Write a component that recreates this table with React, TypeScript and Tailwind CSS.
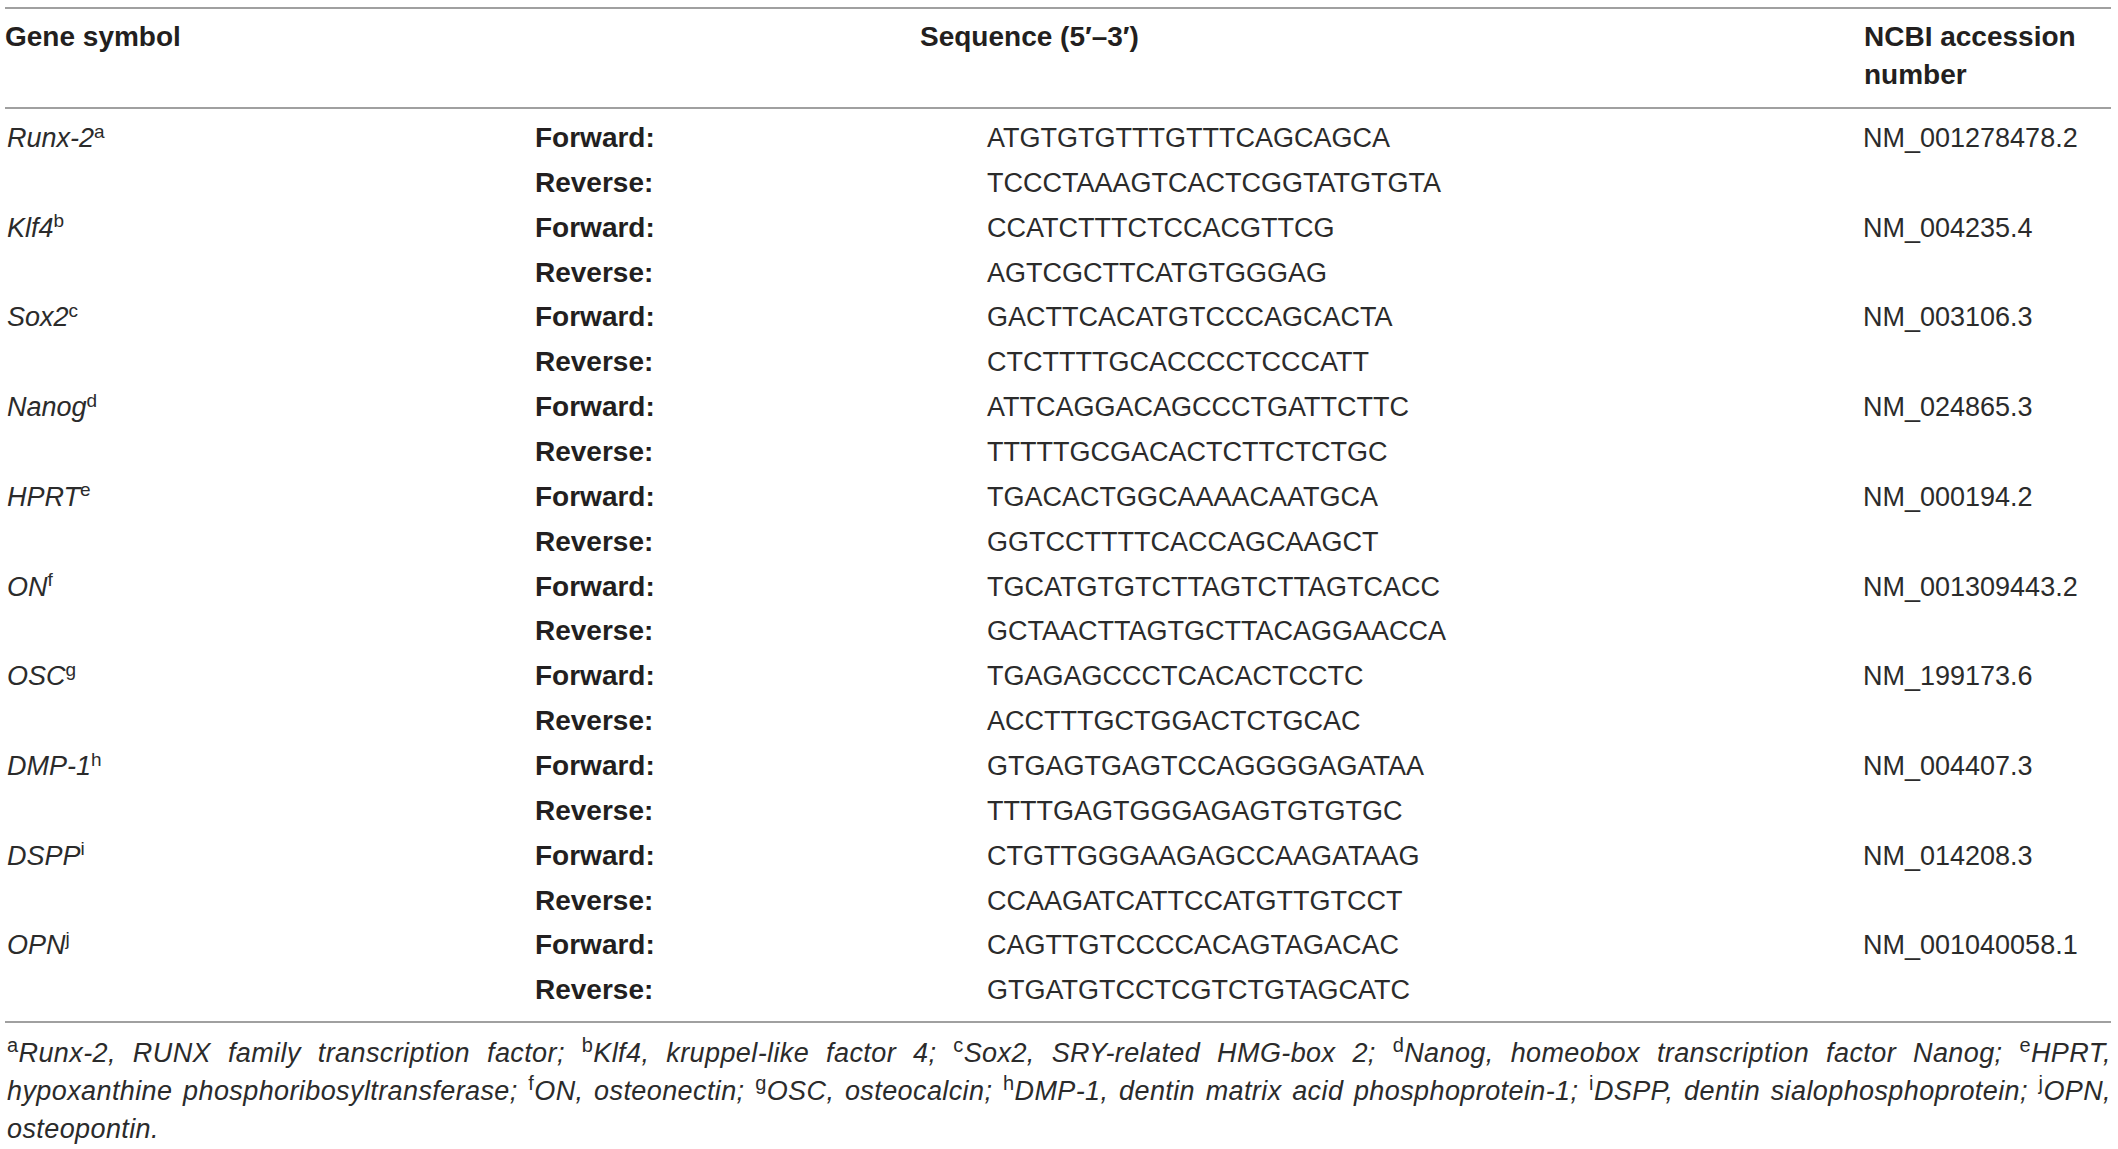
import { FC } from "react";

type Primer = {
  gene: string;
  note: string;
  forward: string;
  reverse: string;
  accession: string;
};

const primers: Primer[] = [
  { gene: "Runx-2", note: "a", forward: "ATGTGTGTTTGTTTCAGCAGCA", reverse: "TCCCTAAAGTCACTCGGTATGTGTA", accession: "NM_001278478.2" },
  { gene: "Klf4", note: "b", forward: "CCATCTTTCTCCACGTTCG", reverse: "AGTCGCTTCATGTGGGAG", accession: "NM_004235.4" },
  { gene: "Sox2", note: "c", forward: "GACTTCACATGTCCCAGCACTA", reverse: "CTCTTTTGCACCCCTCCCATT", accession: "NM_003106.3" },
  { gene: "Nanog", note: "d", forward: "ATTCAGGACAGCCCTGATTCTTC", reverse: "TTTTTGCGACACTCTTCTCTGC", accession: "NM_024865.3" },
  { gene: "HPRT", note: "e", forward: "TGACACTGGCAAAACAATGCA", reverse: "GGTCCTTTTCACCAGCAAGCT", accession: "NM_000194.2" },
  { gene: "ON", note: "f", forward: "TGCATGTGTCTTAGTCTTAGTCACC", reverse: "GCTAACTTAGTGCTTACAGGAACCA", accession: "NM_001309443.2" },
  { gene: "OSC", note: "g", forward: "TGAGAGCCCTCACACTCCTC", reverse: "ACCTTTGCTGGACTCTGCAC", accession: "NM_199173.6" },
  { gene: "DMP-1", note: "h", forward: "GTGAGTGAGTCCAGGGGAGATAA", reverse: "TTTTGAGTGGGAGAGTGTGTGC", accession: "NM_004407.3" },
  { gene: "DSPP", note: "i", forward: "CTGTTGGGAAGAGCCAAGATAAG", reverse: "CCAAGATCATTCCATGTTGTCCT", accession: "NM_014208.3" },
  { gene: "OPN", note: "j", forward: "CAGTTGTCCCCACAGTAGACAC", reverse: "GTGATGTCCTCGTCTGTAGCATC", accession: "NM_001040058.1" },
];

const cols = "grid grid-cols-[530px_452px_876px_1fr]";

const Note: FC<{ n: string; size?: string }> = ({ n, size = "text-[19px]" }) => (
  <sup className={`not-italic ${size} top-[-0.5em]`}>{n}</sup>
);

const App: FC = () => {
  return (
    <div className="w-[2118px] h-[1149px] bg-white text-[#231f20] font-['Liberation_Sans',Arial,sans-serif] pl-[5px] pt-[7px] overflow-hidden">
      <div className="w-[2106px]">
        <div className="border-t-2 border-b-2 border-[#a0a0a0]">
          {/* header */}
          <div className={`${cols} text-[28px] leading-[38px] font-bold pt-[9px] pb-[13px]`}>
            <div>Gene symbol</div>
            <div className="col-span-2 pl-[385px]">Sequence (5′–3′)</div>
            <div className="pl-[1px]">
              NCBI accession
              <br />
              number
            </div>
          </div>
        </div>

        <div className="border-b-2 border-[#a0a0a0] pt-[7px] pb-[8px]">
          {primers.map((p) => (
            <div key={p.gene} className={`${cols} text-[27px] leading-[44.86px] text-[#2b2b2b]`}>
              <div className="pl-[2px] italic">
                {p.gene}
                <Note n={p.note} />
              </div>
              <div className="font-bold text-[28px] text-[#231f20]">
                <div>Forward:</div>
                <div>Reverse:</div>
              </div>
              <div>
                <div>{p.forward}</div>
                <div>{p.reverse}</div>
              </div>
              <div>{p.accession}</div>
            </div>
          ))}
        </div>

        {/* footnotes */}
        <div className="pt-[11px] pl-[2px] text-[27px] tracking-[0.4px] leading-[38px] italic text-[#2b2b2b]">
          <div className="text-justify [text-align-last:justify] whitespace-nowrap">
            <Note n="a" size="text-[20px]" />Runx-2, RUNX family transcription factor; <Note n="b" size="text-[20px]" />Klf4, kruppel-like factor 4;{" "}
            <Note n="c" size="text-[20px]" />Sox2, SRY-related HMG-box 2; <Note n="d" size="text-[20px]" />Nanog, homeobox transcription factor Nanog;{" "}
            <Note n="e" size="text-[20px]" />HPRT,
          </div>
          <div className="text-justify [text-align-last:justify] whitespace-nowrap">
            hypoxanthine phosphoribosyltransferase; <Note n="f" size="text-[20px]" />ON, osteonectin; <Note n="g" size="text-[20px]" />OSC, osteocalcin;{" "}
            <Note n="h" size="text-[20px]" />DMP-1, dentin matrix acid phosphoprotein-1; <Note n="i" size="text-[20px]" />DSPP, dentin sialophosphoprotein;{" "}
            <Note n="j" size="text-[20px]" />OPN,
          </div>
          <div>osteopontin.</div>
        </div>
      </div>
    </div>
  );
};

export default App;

Exercise task: Make an exact copy of the data above, pictures excluded.

Reply:
Write a component that recreates this table with React, TypeScript and Tailwind CSS.
import { FC } from "react";

type Primer = {
  gene: string;
  note: string;
  forward: string;
  reverse: string;
  accession: string;
};

const primers: Primer[] = [
  { gene: "Runx-2", note: "a", forward: "ATGTGTGTTTGTTTCAGCAGCA", reverse: "TCCCTAAAGTCACTCGGTATGTGTA", accession: "NM_001278478.2" },
  { gene: "Klf4", note: "b", forward: "CCATCTTTCTCCACGTTCG", reverse: "AGTCGCTTCATGTGGGAG", accession: "NM_004235.4" },
  { gene: "Sox2", note: "c", forward: "GACTTCACATGTCCCAGCACTA", reverse: "CTCTTTTGCACCCCTCCCATT", accession: "NM_003106.3" },
  { gene: "Nanog", note: "d", forward: "ATTCAGGACAGCCCTGATTCTTC", reverse: "TTTTTGCGACACTCTTCTCTGC", accession: "NM_024865.3" },
  { gene: "HPRT", note: "e", forward: "TGACACTGGCAAAACAATGCA", reverse: "GGTCCTTTTCACCAGCAAGCT", accession: "NM_000194.2" },
  { gene: "ON", note: "f", forward: "TGCATGTGTCTTAGTCTTAGTCACC", reverse: "GCTAACTTAGTGCTTACAGGAACCA", accession: "NM_001309443.2" },
  { gene: "OSC", note: "g", forward: "TGAGAGCCCTCACACTCCTC", reverse: "ACCTTTGCTGGACTCTGCAC", accession: "NM_199173.6" },
  { gene: "DMP-1", note: "h", forward: "GTGAGTGAGTCCAGGGGAGATAA", reverse: "TTTTGAGTGGGAGAGTGTGTGC", accession: "NM_004407.3" },
  { gene: "DSPP", note: "i", forward: "CTGTTGGGAAGAGCCAAGATAAG", reverse: "CCAAGATCATTCCATGTTGTCCT", accession: "NM_014208.3" },
  { gene: "OPN", note: "j", forward: "CAGTTGTCCCCACAGTAGACAC", reverse: "GTGATGTCCTCGTCTGTAGCATC", accession: "NM_001040058.1" },
];

const cols = "grid grid-cols-[530px_452px_876px_1fr]";

const Note: FC<{ n: string; size?: string }> = ({ n, size = "text-[19px]" }) => (
  <sup className={`not-italic ${size} top-[-0.5em]`}>{n}</sup>
);

const App: FC = () => {
  return (
    <div className="w-[2118px] h-[1149px] bg-white text-[#231f20] font-['Liberation_Sans',Arial,sans-serif] pl-[5px] pt-[7px] overflow-hidden">
      <div className="w-[2106px]">
        <div className="border-t-2 border-b-2 border-[#a0a0a0]">
          {/* header */}
          <div className={`${cols} text-[28px] leading-[38px] font-bold pt-[9px] pb-[13px]`}>
            <div>Gene symbol</div>
            <div className="col-span-2 pl-[385px]">Sequence (5′–3′)</div>
            <div className="pl-[1px]">
              NCBI accession
              <br />
              number
            </div>
          </div>
        </div>

        <div className="border-b-2 border-[#a0a0a0] pt-[7px] pb-[8px]">
          {primers.map((p) => (
            <div key={p.gene} className={`${cols} text-[27px] leading-[44.86px] text-[#2b2b2b]`}>
              <div className="pl-[2px] italic">
                {p.gene}
                <Note n={p.note} />
              </div>
              <div className="font-bold text-[28px] text-[#231f20]">
                <div>Forward:</div>
                <div>Reverse:</div>
              </div>
              <div>
                <div>{p.forward}</div>
                <div>{p.reverse}</div>
              </div>
              <div>{p.accession}</div>
            </div>
          ))}
        </div>

        {/* footnotes */}
        <div className="pt-[11px] pl-[2px] text-[27px] tracking-[0.4px] leading-[38px] italic text-[#2b2b2b]">
          <div className="text-justify [text-align-last:justify] whitespace-nowrap">
            <Note n="a" size="text-[20px]" />Runx-2, RUNX family transcription factor; <Note n="b" size="text-[20px]" />Klf4, kruppel-like factor 4;{" "}
            <Note n="c" size="text-[20px]" />Sox2, SRY-related HMG-box 2; <Note n="d" size="text-[20px]" />Nanog, homeobox transcription factor Nanog;{" "}
            <Note n="e" size="text-[20px]" />HPRT,
          </div>
          <div className="text-justify [text-align-last:justify] whitespace-nowrap">
            hypoxanthine phosphoribosyltransferase; <Note n="f" size="text-[20px]" />ON, osteonectin; <Note n="g" size="text-[20px]" />OSC, osteocalcin;{" "}
            <Note n="h" size="text-[20px]" />DMP-1, dentin matrix acid phosphoprotein-1; <Note n="i" size="text-[20px]" />DSPP, dentin sialophosphoprotein;{" "}
            <Note n="j" size="text-[20px]" />OPN,
          </div>
          <div>osteopontin.</div>
        </div>
      </div>
    </div>
  );
};

export default App;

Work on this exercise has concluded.